My Lords, like my noble friend Lord Oakeshott I declare an interest as a former special adviser to Roy Jenkins. Is the noble Lord, Lord Sheldon, correct in surmising that the Government have abandoned their manifesto commitment and the commitment made in the Cook-Maclennan agreement to introduce a Civil Service Bill? Has that been abandoned, and, if so, why?

My Lords, I am grateful to the noble Lord for confessing his membership of an elite group of former special advisers, which greatly enlightens our House. As to the noble Lord’s comments about the Civil Service Bill, manifesto commitments and the Cook-Maclennan accord, I think that this Government have made a great deal of progress on matters that have been raised as part of the more general debate on the Civil Service Bill. We have tried to ensure that we have made progress on issues of interest and importance that have been generally covered in that debate. So for the first time we have in the Civil Service Code the right for Civil Service commissioners to consider taking direct complaints or concerns from civil servants about issues under the code. We have also made it very plain who special advisers are, how much they are paid, how many there are, what rank they are and so on. We have a reputation for transparency as a Government and it is important for us to make progress in implementing those things that are possible to implement without necessarily having recourse to legislation.

My Lords, like all these issues with legislation, they have to take their place and time, and it is for the Government to determine that. As the noble Lord will know, we have not listed a Civil Service Bill in this current round of legislation.

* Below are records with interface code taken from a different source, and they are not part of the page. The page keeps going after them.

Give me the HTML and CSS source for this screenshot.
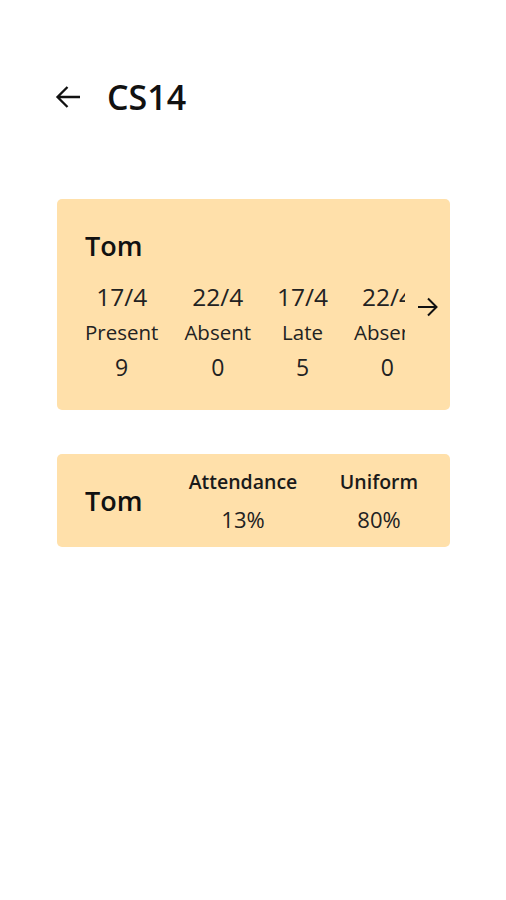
FILE: index.html
```html
<!DOCTYPE html>
<html lang="en">
<head>
  <meta charset="UTF-8" />
  <meta name="viewport" content="width=device-width, initial-scale=1.0"/>
  <title>CS14</title>
  <link rel="stylesheet" href="styles.css">
</head>
<body>

  <!-- Top Bar -->
  <header class="top-bar">
    <a href="#" class="back-btn" aria-label="Back">
      <svg width="26" height="24" viewBox="0 0 26 24"><path d="M25 12H2.5M12.5 2L2.5 12l10 10" fill="none" stroke="#111" stroke-width="2.3"/></svg>
    </a>
    <h1 class="title">CS14</h1>
  </header>

  <!-- Attendance History Card -->
  <div class="card history-card">
    <h2 class="student-name">Tom</h2>
    <div class="history-row">
      <div class="day-list">
        <div class="day">
          <span class="day-date">17/4</span>
          <span class="day-status">Present</span>
          <span class="day-count">9</span>
        </div>
        <div class="day">
          <span class="day-date">22/4</span>
          <span class="day-status">Absent</span>
          <span class="day-count">0</span>
        </div>
        <div class="day">
          <span class="day-date">17/4</span>
          <span class="day-status">Late</span>
          <span class="day-count">5</span>
        </div>
        <div class="day">
          <span class="day-date">22/4</span>
          <span class="day-status">Absent</span>
          <span class="day-count">0</span>
        </div>
      </div>
      <a href="#" class="next-btn" aria-label="More">
        <svg width="22" height="22" viewBox="0 0 22 22"><path d="M1 11h18.5M11 2.5l8.5 8.5-8.5 8.5" fill="none" stroke="#111" stroke-width="2"/></svg>
      </a>
    </div>
  </div>

  <!-- Summary Card -->
  <div class="card summary-card">
    <h2 class="student-name">Tom</h2>
    <div class="stat">
      <span class="stat-label">Attendance</span>
      <span class="stat-value">13%</span>
    </div>
    <div class="stat">
      <span class="stat-label">Uniform</span>
      <span class="stat-value">80%</span>
    </div>
  </div>

</body>
</html>
```

FILE: styles.css
```css
body {
  margin: 0;
  font-family: "Open Sans", "Noto Sans", sans-serif;
  background-color: #ffffff;
  color: #1a1a1a;
}

/* Top Bar */
.top-bar {
  display: flex;
  align-items: center;
  padding: 74px 0 0 55px;
  height: 46px;
}

.back-btn {
  display: flex;
  width: 26px;
  height: 24px;
}

.title {
  margin: 0 0 0 26px;
  font-size: 34px;
  font-weight: 600;
  line-height: 46px;
  color: #111;
}

/* Cards */
.card {
  margin: 0 56px 0 57px;
  background-color: #ffe0aa;
  border-radius: 5px;
}

.student-name {
  margin: 0;
  font-size: 27px;
  font-weight: 600;
  line-height: 36px;
  color: #111;
}

.history-card {
  margin-top: 79px;
  height: 211px;
  box-sizing: border-box;
  padding: 29px 0 0 28px;
}

.history-row {
  display: flex;
  align-items: flex-start;
  margin-top: 12px;
}

.day-list {
  display: flex;
  gap: 26px;
  width: 320px;
  padding-top: 4px;
  overflow: hidden;
}

.day {
  display: flex;
  flex-direction: column;
  align-items: center;
  flex-shrink: 0;
}

.day-date {
  font-size: 24.5px;
  line-height: 34px;
  color: #222;
}

.day-status {
  margin-top: 3px;
  font-size: 20.5px;
  line-height: 30px;
  color: #222;
}

.day-count {
  margin-top: 4px;
  font-size: 23px;
  line-height: 32px;
  color: #222;
}

.next-btn {
  display: flex;
  margin: 20px 0 0 12px;
}

.summary-card {
  margin-top: 44px;
  height: 93px;
  display: flex;
  align-items: center;
  padding-left: 28px;
}

.summary-card .student-name {
  width: 98px;
}

.stat {
  display: flex;
  flex-direction: column;
  align-items: center;
  width: 120px;
}

.stat + .stat {
  margin-left: 16px;
}

.stat-label {
  font-size: 19.5px;
  font-weight: 600;
  line-height: 28px;
}

.stat-value {
  margin-top: 8px;
  font-size: 22px;
  line-height: 30px;
  color: #222;
}
```
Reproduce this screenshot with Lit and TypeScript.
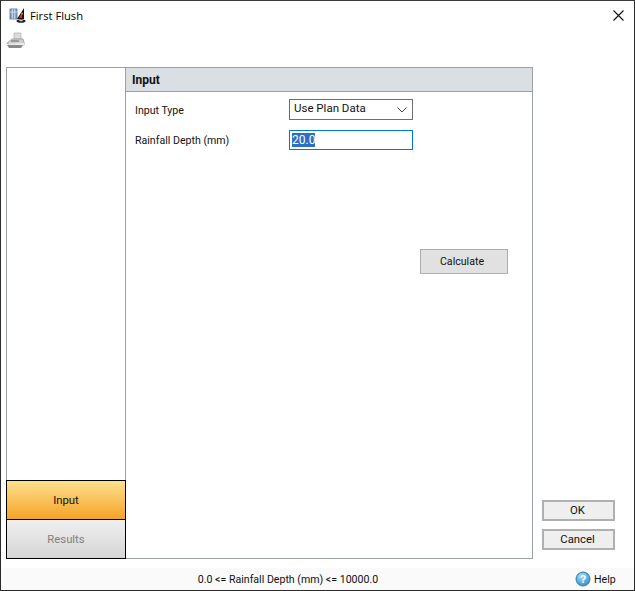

My Lords, as the person who did all the work on the Civil Service Bill as shadow Chancellor of the Duchy of Lancaster between 1995 and 1997, I know that many people on this side of the House are as interested as colleagues from all around the Chamber in why the Bill has not yet been introduced. I gave undertakings to all the Civil Service unions and others who had participated in our policy framework that this would be done if time was found within the first Parliament of the Labour Government. We are now in the second Parliament—

My Lords, forgive me. We are now in the third Parliament and there is still no Civil Service Bill. Who is sitting on the job?

My Lords, I do not know that people are sitting on this particular job, but as noble Lords who are familiar with this issue will have observed in the past, I have to answer for the Government on it. We consulted on the Bill and are still considering the representations that were made. In the mean time, we bring forward measures that give effect to important issues which were raised during that debate.